De surcroit, la classe moyenne, c'est-à-dire la majorité des Français, a une fâcheuse tendance à voter contre ses intérêts. L'élection favorise les riches, c'est incontestable ; non seulement parce qu'ils ont plus de moyens pour mener une campagne électorale, mais aussi parce que leur statut social leur donne un avantage psychologique dans l'opinion par rapport un adversaire moins fortuné. Quand on est dans la classe moyenne et qu'on gagne péniblement sa vie, on n'a pas envie de payer pour les moins riches que soi, de peur d'un déclassement ; on n'a pas envie que l'immigré ou le pauvre, (qui est forcément un fainéant et qui vit des allocs), gagne autant que nous. Alors qu'en votant pour un banquier d'affaire qui privilégie les ultra-riches, on se dit inconsciemment que s'il a réussi, il pourrait nous faire réussir aussi. Pour être élu, un candidat a besoin qu'une partie de la classe moyenne vote pour lui au premier tour ; il faut donc flatter cet électorat pour obtenir ses suffrages (je sais de quoi je parle, j'estime avoir voté contre mes intérêts pendant plus de 20 ans). Le résultat est la paupérisation de la classe moyenne depuis ces trente dernières années et la déliquescence des services publiques.
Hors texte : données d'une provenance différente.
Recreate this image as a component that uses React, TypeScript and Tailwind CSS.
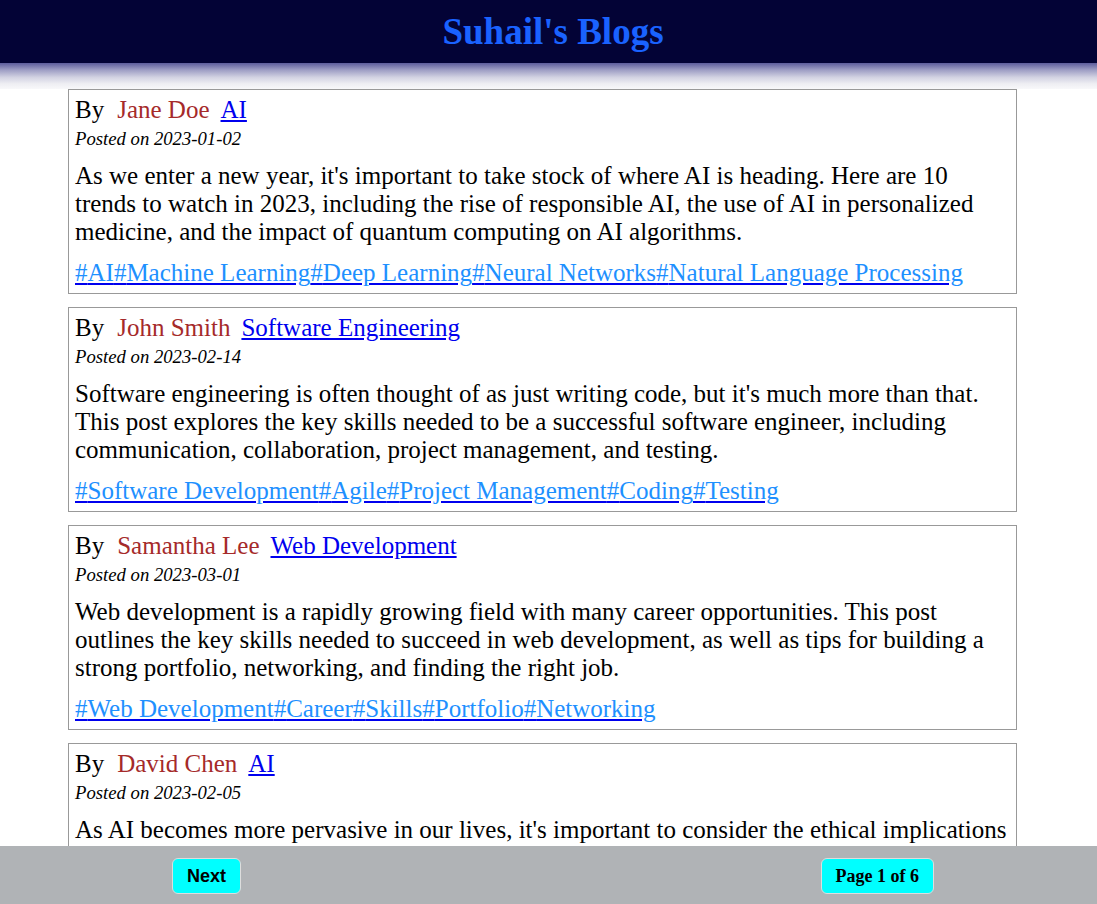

Être gouverné par des conventions citoyennes, ce serait l'assurance que l'intérêt général soit pris en compte en permanence, et non une ou deux fois par siècle, au gré de l'histoire, comme ce fut le cas au moment du Front Populaire, de la Libération et partiellement à l'ère du mitterrandisme.
Les conventions citoyennes qui sont composées de non professionnels de la politique sont hermétiques à ce genre de problème. Un citoyen tiré au sort dans une convention bien organisée est aux antipodes de l'électeur qu'il pouvait être une semaine auparavant. Venant de tous horizons, les décisions qui sont prises par le panel sont celles qui correspondent le plus à l'intérêt général.
Pour justifier la loi immigration, le gouvernement nous a expliqué qu'il agissait ainsi au prétexte que ce serait la volonté du peuple Français. Le RN allant même jusqu'à demander un référendum. Le mieux serait que les démagogues se taisent. S'ils étaient sincères, ils donneraient réellement la parole au peuple, au lieu de parler en son nom, pas par l'intermédiaire d'un référendum, mais par une convention citoyenne, et ensuite, ils en appliqueraient les conclusions. Ce serait la meilleure façon de lutter contre la montée du RN. L'avis émis lors d'une convention citoyenne devrait s'appliquer telle que, seul le conseil constitutionnel devrait donner son avis.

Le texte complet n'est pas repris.